Artikel 6.3. Informatie onverwijlde melding

[Regeling vervallen per 28-01-2022]

De houder van een vergunning voor het in de handel brengen van een diergeneesmiddel stelt de bevoegde autoriteit van een EER-lidstaat, waar zich een voorval heeft voorgedaan, in voorkomend geval de minister, onverwijld doch uiterlijk binnen 15 dagen in kennis van:

  • a. alle nieuwe informatie die kan leiden tot wijziging van de gegevens op grond waarvan de vergunning is verstrekt, in het bijzonder:

    • 1°. alle andere nieuwe informatie die op de beoordeling van de voordelen en risico’s van het gebruik van dat diergeneesmiddel van invloed kan zijn;

    • 2°. elke vermoedelijke ernstige bijwerking of bijwerking bij de mens die zich in Nederland of in een derde land voordoet en waarvan redelijkerwijs kan worden verwacht dat hij daarvan op de hoogte is of waarvan hij in kennis is gesteld;

    • 3°. elke vermoedelijke overdracht via een diergeneesmiddel van infectieuze stoffen die zich in een derde land voordoet en waarvan redelijkerwijs kan worden verwacht dat hij daarvan op de hoogte is of waarvan hij in kennis is gesteld;

  • b. elke door hem voorgenomen wijziging van de gegevens op grond waarvan de vergunning is verstrekt.

Artikel 6.4. Evaluatie

[Regeling vervallen per 28-01-2022]

  • 2 De evaluatie heeft tot doel wijzigingen in de fabricage- en controlemethoden aan te brengen die nodig zijn om te waarborgen dat het diergeneesmiddel volgens algemeen aanvaarde wetenschappelijke methoden wordt vervaardigd en gecontroleerd als bedoeld in artikel 2.13, onderdeel b, van het besluit.

  • 3 Indien een evaluatie tot een wijziging van de fabricage- of controlemethoden leidt, neemt de houder van de vergunning voor het in de handel brengen alle maatregelen die noodzakelijk zijn voor wijziging van de gegevens die dienaangaande zijn vermeld in de documenten, bedoeld in artikel 2.3, eerste lid, van het besluit.

Artikel 6.5. Melding aan de minister door een dierenarts

[Regeling vervallen per 28-01-2022]

  • 1 Een dierenarts stelt de minister onverwijld doch uiterlijk binnen 15 dagen in kennis van elke vermoedelijk ernstige bijwerking, onverwachte bijwerking, of vermoedelijke bijwerking bij de mens, waaronder een verminderde werking of het ontbreken van de gestelde werking, bedoeld in artikel 2.19, derde lid, onderdeel a, onder 1°, bij toepassing van het diergeneesmiddel volgens de primaire verpakking of indien de toepassing niet op de primaire verpakking is vermeld de bijsluiter.

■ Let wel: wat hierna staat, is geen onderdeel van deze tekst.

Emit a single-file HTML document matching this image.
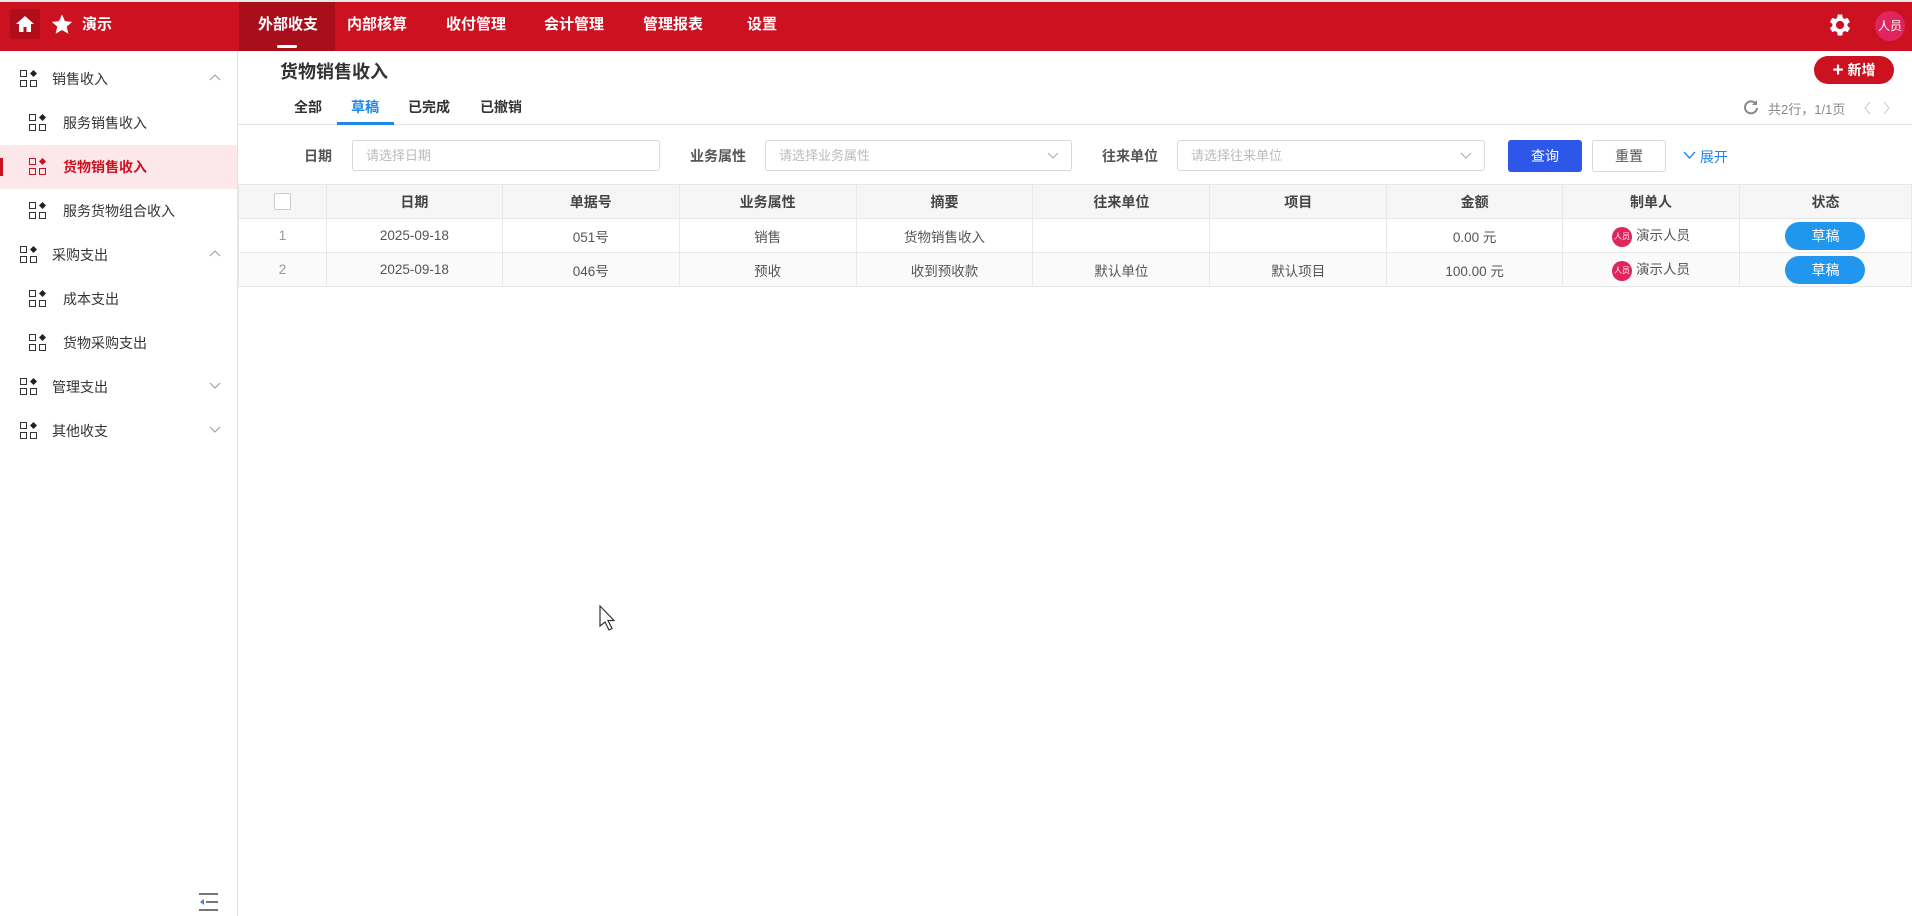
<!DOCTYPE html>
<html><head><meta charset="utf-8"><style>
*{margin:0;padding:0;box-sizing:border-box}
body{width:1912px;height:916px;overflow:hidden;background:#fff;font-family:"Liberation Sans","Noto Sans CJK SC",sans-serif;color:#333;position:relative;font-size:14px}
.a{position:absolute}
.hdr{left:0;top:0;width:1912px;height:51px;background:#cc1121;border-top:2px solid #e9e9e9}
.nav{top:0;height:49px;line-height:49px;color:#fff;font-weight:bold;font-size:15px;text-align:center;width:98px}
.side{left:0;top:51px;width:238px;height:865px;border-right:1px solid #e2e2e2}
.si{height:44px;line-height:44px;font-size:14px;color:#333;left:0;width:237px}
.ico{position:absolute;top:13px}
.chev{position:absolute;right:16px;top:16px}
.tab{top:97px;font-size:14px;font-weight:bold;color:#333}
.lbl{top:146px;font-size:14px;font-weight:bold;color:#555}
.inp{top:140px;height:31px;border:1px solid #d9d9d9;border-radius:3px;color:#bbb;font-size:13px;line-height:29px;padding-left:13px}
table{position:absolute;left:238px;top:184px;border-collapse:collapse;font-size:13.5px;color:#555}
td,th{border:1px solid #e8e8e8;text-align:center;height:34px;padding:0}
th{background:#f6f6f6;font-weight:bold;color:#444;font-size:14px}
.pill{display:inline-block;width:80px;height:28px;line-height:28px;border-radius:14px;background:#2196ef;color:#fff;font-size:14px;vertical-align:middle}
.av{display:inline-block;width:20px;height:20px;border-radius:50%;background:#e0245e;color:#fff;font-size:8px;line-height:20px;vertical-align:middle;margin-right:4px}
</style></head><body>
<div class="a hdr"></div>
<div class="a" style="left:10px;top:9px;width:30px;height:30px;background:#b20d1a;border-radius:3px"></div>
<svg class="a" style="left:14px;top:13px" width="22" height="22" viewBox="0 0 22 22"><path d="M11 3L2 11h3v8h4.5v-5h3v5H17v-8h3z" fill="#fff"/></svg>
<svg class="a" style="left:50px;top:13px" width="24" height="23" viewBox="0 0 24 24"><path d="M12 1.5l3.1 7 7.6.7-5.8 5 1.8 7.5L12 17.7 5.3 21.7l1.8-7.5-5.8-5 7.6-.7z" fill="#fff"/></svg>
<div class="a" style="left:82px;top:0;line-height:49px;color:#fff;font-weight:bold;font-size:15px">演示</div>
<div class="a" style="left:239px;top:2px;width:96px;height:49px;background:#a90f1b"></div>
<div class="a nav" style="left:239px">外部收支</div>
<div class="a" style="left:277px;top:45px;width:20px;height:3px;background:#fff;border-radius:2px"></div>
<div class="a nav" style="left:328px">内部核算</div>
<div class="a nav" style="left:427px">收付管理</div>
<div class="a nav" style="left:525px">会计管理</div>
<div class="a nav" style="left:624px">管理报表</div>
<div class="a nav" style="left:713px">设置</div>
<svg class="a" style="left:1826px;top:11px" width="28" height="28" viewBox="0 0 24 24"><path fill="#fff" d="M19.4 13a7.5 7.5 0 000-2l2.1-1.6-2-3.5-2.5 1a7.6 7.6 0 00-1.7-1L15 3h-4l-.4 2.9a7.6 7.6 0 00-1.7 1l-2.5-1-2 3.5L6.5 11a7.5 7.5 0 000 2l-2.1 1.6 2 3.5 2.5-1a7.6 7.6 0 001.7 1L11 21h4l.4-2.9a7.6 7.6 0 001.7-1l2.5 1 2-3.5zM13 15.5a3.5 3.5 0 110-7 3.5 3.5 0 010 7z" transform="translate(-1 0)"/></svg>
<div class="a" style="left:1875px;top:11px;width:30px;height:30px;border-radius:50%;background:#e0245e;color:#fff;font-size:12px;line-height:30px;text-align:center">人员</div>

<div class="a side"></div>
<svg width="0" height="0" style="position:absolute"><defs><g id="gi"><rect x="0.5" y="0.5" width="6" height="6" fill="none" stroke="#333"/><rect x="0.5" y="10.5" width="6" height="6" fill="none" stroke="#333"/><rect x="10.5" y="10.5" width="6" height="6" fill="none" stroke="#333"/><path d="M13.5 0l3.5 3.5-3.5 3.5-3.5-3.5z" fill="#222"/></g><g id="gr"><rect x="0.5" y="0.5" width="6" height="6" fill="none" stroke="#cc1121"/><rect x="0.5" y="10.5" width="6" height="6" fill="none" stroke="#cc1121"/><rect x="10.5" y="10.5" width="6" height="6" fill="none" stroke="#cc1121"/><path d="M13.5 0l3.5 3.5-3.5 3.5-3.5-3.5z" fill="#cc1121"/></g></defs></svg>
<div class="a si" style="top:57px"><svg class="ico" style="left:20px" width="18" height="18"><use href="#gi"/></svg><span class="a" style="left:52px">销售收入</span><svg class="chev" width="12" height="10"><path d="M1 7l5-5 5 5" fill="none" stroke="#999"/></svg></div>
<div class="a si" style="top:101px"><svg class="ico" style="left:29px" width="18" height="18"><use href="#gi"/></svg><span class="a" style="left:63px">服务销售收入</span></div>
<div class="a si" style="top:145px;background:#fce8ea"><div class="a" style="left:0;top:13px;width:3px;height:18px;background:#cc1121"></div><svg class="ico" style="left:29px" width="18" height="18"><use href="#gr"/></svg><span class="a" style="left:63px;color:#cc1121;font-weight:bold">货物销售收入</span></div>
<div class="a si" style="top:189px"><svg class="ico" style="left:29px" width="18" height="18"><use href="#gi"/></svg><span class="a" style="left:63px">服务货物组合收入</span></div>
<div class="a si" style="top:233px"><svg class="ico" style="left:20px" width="18" height="18"><use href="#gi"/></svg><span class="a" style="left:52px">采购支出</span><svg class="chev" width="12" height="10"><path d="M1 7l5-5 5 5" fill="none" stroke="#999"/></svg></div>
<div class="a si" style="top:277px"><svg class="ico" style="left:29px" width="18" height="18"><use href="#gi"/></svg><span class="a" style="left:63px">成本支出</span></div>
<div class="a si" style="top:321px"><svg class="ico" style="left:29px" width="18" height="18"><use href="#gi"/></svg><span class="a" style="left:63px">货物采购支出</span></div>
<div class="a si" style="top:365px"><svg class="ico" style="left:20px" width="18" height="18"><use href="#gi"/></svg><span class="a" style="left:52px">管理支出</span><svg class="chev" width="12" height="10"><path d="M1 2l5 5 5-5" fill="none" stroke="#999"/></svg></div>
<div class="a si" style="top:409px"><svg class="ico" style="left:20px" width="18" height="18"><use href="#gi"/></svg><span class="a" style="left:52px">其他收支</span><svg class="chev" width="12" height="10"><path d="M1 2l5 5 5-5" fill="none" stroke="#999"/></svg></div>
<svg class="a" style="left:199px;top:893px" width="20" height="18"><path d="M0 1h19M7 9h12M0 17h19" stroke="#777" stroke-width="2"/><path d="M1 9l4-3v6z" fill="#4a7fd8"/></svg>

<div class="a" style="left:280px;top:58px;font-size:18px;font-weight:bold;color:#333">货物销售收入</div>
<div class="a" style="left:1814px;top:56px;width:80px;height:28px;border-radius:14px;background:#cc1121;color:#fff;font-weight:bold;font-size:14px;line-height:28px;text-align:center"><span style="font-size:19px;vertical-align:-1px">+</span> 新增</div>
<div class="a tab" style="left:294px">全部</div>
<div class="a tab" style="left:351px;color:#1e88e5">草稿</div>
<div class="a tab" style="left:408px">已完成</div>
<div class="a tab" style="left:480px">已撤销</div>
<div class="a" style="left:238px;top:124px;width:1674px;height:1px;background:#e2e2e2"></div>
<div class="a" style="left:337px;top:122px;width:57px;height:3px;background:#1e88e5"></div>
<svg class="a" style="left:1743px;top:99px" width="16" height="16" viewBox="0 0 16 16"><path d="M13 5A6 6 0 1014 9" fill="none" stroke="#888" stroke-width="2"/><path d="M14 1v5h-5z" fill="#888"/></svg>
<div class="a" style="left:1768px;top:99px;font-size:13px;color:#888">共2行，1/1页</div>
<svg class="a" style="left:1862px;top:101px" width="30" height="14"><path d="M8 1L3 7l5 6M22 1l5 6-5 6" fill="none" stroke="#ccc"/></svg>

<div class="a lbl" style="left:304px">日期</div>
<div class="a inp" style="left:352px;width:308px">请选择日期</div>
<div class="a lbl" style="left:690px">业务属性</div>
<div class="a inp" style="left:765px;width:307px">请选择业务属性<svg class="a" style="right:12px;top:11px" width="12" height="8"><path d="M1 1l5 5 5-5" fill="none" stroke="#aaa"/></svg></div>
<div class="a lbl" style="left:1102px">往来单位</div>
<div class="a inp" style="left:1177px;width:308px">请选择往来单位<svg class="a" style="right:12px;top:11px" width="12" height="8"><path d="M1 1l5 5 5-5" fill="none" stroke="#aaa"/></svg></div>
<div class="a" style="left:1508px;top:140px;width:74px;height:32px;background:#2d57e8;border-radius:3px;color:#fff;text-align:center;line-height:32px;font-size:14px">查询</div>
<div class="a" style="left:1592px;top:140px;width:74px;height:32px;border:1px solid #d9d9d9;border-radius:3px;color:#555;text-align:center;line-height:30px;font-size:14px">重置</div>
<div class="a" style="left:1683px;top:147px;color:#1e88e5;font-size:14px"><svg width="13" height="9" style="vertical-align:2px"><path d="M1 1l5.5 6L12 1" fill="none" stroke="#1e88e5" stroke-width="1.3"/></svg> 展开</div>

<table>
<colgroup><col style="width:88px"><col style="width:176px"><col style="width:177px"><col style="width:177px"><col style="width:177px"><col style="width:177px"><col style="width:177px"><col style="width:176px"><col style="width:177px"><col style="width:172px"></colgroup>
<tr><th><span style="display:inline-block;width:17px;height:17px;border:1px solid #ccc;border-radius:2px;background:#fff;vertical-align:middle"></span></th><th>日期</th><th>单据号</th><th>业务属性</th><th>摘要</th><th>往来单位</th><th>项目</th><th>金额</th><th>制单人</th><th>状态</th></tr>
<tr><td style="color:#999">1</td><td>2025-09-18</td><td>051号</td><td>销售</td><td>货物销售收入</td><td></td><td></td><td>0.00 元</td><td><span class="av">人员</span>演示人员</td><td><span class="pill">草稿</span></td></tr>
<tr style="background:#fafafa"><td style="color:#999">2</td><td>2025-09-18</td><td>046号</td><td>预收</td><td>收到预收款</td><td>默认单位</td><td>默认项目</td><td>100.00 元</td><td><span class="av">人员</span>演示人员</td><td><span class="pill">草稿</span></td></tr>
</table>
<svg class="a" style="left:599px;top:605px" width="20" height="28" viewBox="0 0 20 28"><path d="M1 1v20l5-4 4 8 3-1.5-4-8h6z" fill="#fff" stroke="#333" stroke-width="1.2"/></svg>
</body></html>
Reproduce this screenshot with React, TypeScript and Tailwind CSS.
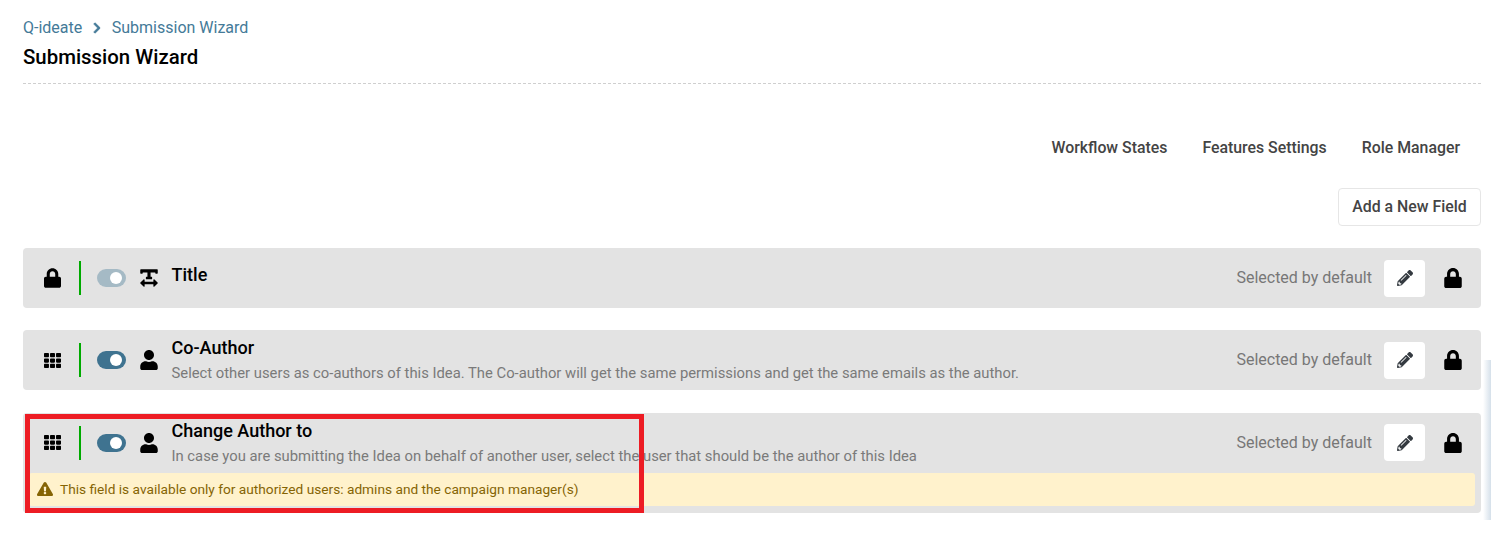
import { FaChevronRight, FaExclamationTriangle, FaLock, FaPencilAlt, FaTextWidth, FaTh, FaUser } from 'react-icons/fa'
import type { ReactNode } from 'react'

const Toggle = ({ disabled }: { disabled?: boolean }) => (
  <div className={`flex h-[18px] w-[29px] items-center justify-end rounded-full pr-[4px] ${disabled ? 'bg-[#a5bac5]' : 'bg-[#3f7390]'}`}>
    <div className="h-[12px] w-[12px] rounded-full bg-white" />
  </div>
)

const FieldRow = ({
  lead,
  icon,
  title,
  description,
  disabled,
  notice,
}: {
  lead: ReactNode
  icon: ReactNode
  title: string
  description?: string
  disabled?: boolean
  notice?: string
}) => (
  <div className={`rounded-[4px] bg-[#e3e3e3] ${notice ? 'pb-[7px]' : ''}`}>
    <div className="flex h-[60px] items-center pl-[21px] pr-[18px]">
      <div className="flex w-[17px] justify-center text-black">{lead}</div>
      <div className="ml-[18px] h-[34px] w-[2px] bg-[#00aa00]" />
      <div className="ml-[16px]"><Toggle disabled={disabled} /></div>
      <div className="ml-[14px] flex w-[18px] justify-center text-black">{icon}</div>
      <div className={`ml-[13.5px] flex h-full flex-col ${description ? 'pt-[6px]' : 'pt-[15px]'}`}>
        <div className="text-[18px] font-medium leading-[24px] text-black">{title}</div>
        {description && <div className="mt-[3px] text-[14.8px] leading-[20px] text-[#7a7a7a]">{description}</div>}
      </div>
      <div className="ml-auto flex items-center">
        <span className="text-[16px] text-[#777777]">Selected by default</span>
        <div className="ml-[12px] flex h-[37px] w-[41px] items-center justify-center rounded-[4px] bg-white text-[#343a40]">
          <FaPencilAlt size={16} />
        </div>
        <div className="ml-[18px] text-black"><FaLock size={20} /></div>
      </div>
    </div>
    {notice && (
      <div className="mx-[6px] flex h-[33px] items-center gap-[7px] rounded-[3px] bg-[#fff2cc] pl-[8px] text-[13.7px] text-[#856404]">
        <FaExclamationTriangle size={16} />
        <span>{notice}</span>
      </div>
    )}
  </div>
)

export default function App() {
  return (
    <div className="relative h-[535px] overflow-hidden bg-white pl-[23px] pr-[10px] font-['Roboto',sans-serif]">
      <div className="flex items-center pt-[17px] text-[16px] leading-[21px] text-[#447a98]">
        <span>Q-ideate</span>
        <FaChevronRight size={12} className="ml-[8.5px] mr-[9px] stroke-[30]" />
        <span>Submission Wizard</span>
      </div>
      <h1 className="mt-[5px] text-[20.4px] font-medium leading-[28px] text-black">Submission Wizard</h1>
      <div className="mt-[12px] border-b border-dashed border-[#cfcfcf]" />

      <div className="mt-[53px] flex justify-end gap-[35px] pr-[21px] text-[15.85px] font-medium leading-[22px] text-[#444444]">
        <span>Workflow States</span>
        <span>Features Settings</span>
        <span>Role Manager</span>
      </div>
      <div className="mt-[29px] flex justify-end">
        <button className="h-[38px] w-[143px] rounded-[4px] border border-[#e6e6e6] bg-white text-[15.85px] font-medium text-[#444444]">
          Add a New Field
        </button>
      </div>

      <div className="mt-[22px] flex flex-col gap-[22.4px]">
        <FieldRow lead={<FaLock size={20} />} icon={<FaTextWidth size={20} />} title="Title" disabled />
        <FieldRow
          lead={<FaTh size={17} />}
          icon={<FaUser size={20} />}
          title="Co-Author"
          description="Select other users as co-authors of this Idea. The Co-author will get the same permissions and get the same emails as the author."
        />
        <FieldRow
          lead={<FaTh size={17} />}
          icon={<FaUser size={20} />}
          title="Change Author to"
          description="In case you are submitting the Idea on behalf of another user, select the user that should be the author of this Idea"
          notice="This field is available only for authorized users: admins and the campaign manager(s)"
        />
      </div>

      {/* annotation drawn over the screenshot */}
      <div className="pointer-events-none absolute left-[25px] top-[414px] h-[99px] w-[619px] border-[5px] border-[#ed1c24]" />
      <div className="pointer-events-none absolute right-0 top-[360px] h-[160px] w-[8px] bg-gradient-to-r from-white to-[#d5e0ea]" />
    </div>
  )
}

  • 2 In afwijking van het eerste lid kan de dierenarts de melding, bedoeld in het eerste lid, bij de houder van de vergunning voor het in handel brengen doen.

Hoofdstuk 7. Diervoeders met medicinale werking

[Regeling vervallen per 28-01-2022]

§ 1. Algemene regels

[Regeling vervallen per 28-01-2022]

Artikel 7.1. Lokalen voor opslag, bewaring of vervaardiging diervoeder met medicinale werking

[Regeling vervallen per 28-01-2022]

  • 1 Lokalen waarin voormengsels voor diervoeder met medicinale werking of diervoeders met medicinale werking worden opgeslagen, bewaard of vervaardigd zijn zodanig ingericht dat verschillende producten niet onbedoeld met elkaar in contact kunnen komen of verwisseld kunnen worden.

  • 2 De lokalen, bedoeld in het eerste lid, zijn zodanig ingericht dat opslagruimtes voor voormengsels voor diervoeder met medicinale werking of diervoeders met medicinale werking niet toegankelijk zijn voor het publiek.

Artikel 7.2. Installaties voor vervaardiging diervoeder met medicinale werking

[Regeling vervallen per 28-01-2022]

Installaties die worden gebruikt voor vervaardiging van diervoeders met medicinale werking functioneren zodanig dat:

  • a. het gebruikte diervoeder en het voormengsel tot een homogeen en stabiel product worden vermengd;

  • b. versleping van stoffen andere dan stoffen, bedoeld in de artikelen 7.3, eerste lid en 7.4, eerste lid, van het besluit die bestemd zijn om in het betreffende diervoeder met medicinale werking verwerkt te worden, zo veel mogelijk wordt voorkomen;

  • c. een nauwkeurige dosering en weging mogelijk is.

Artikel 7.3. Vervaardiging diervoeder met medicinale werking

[Regeling vervallen per 28-01-2022]

  • 2 In afwijking van het eerste lid kan van toevoeging van het voormengsel na de hamermolen worden afgeweken indien de kwaliteit van het diervoeder met medicinale werking ten minste gelijk is aan de kwaliteit van het diervoeder met medicinale werking die wordt bereikt overeenkomstig het eerste lid.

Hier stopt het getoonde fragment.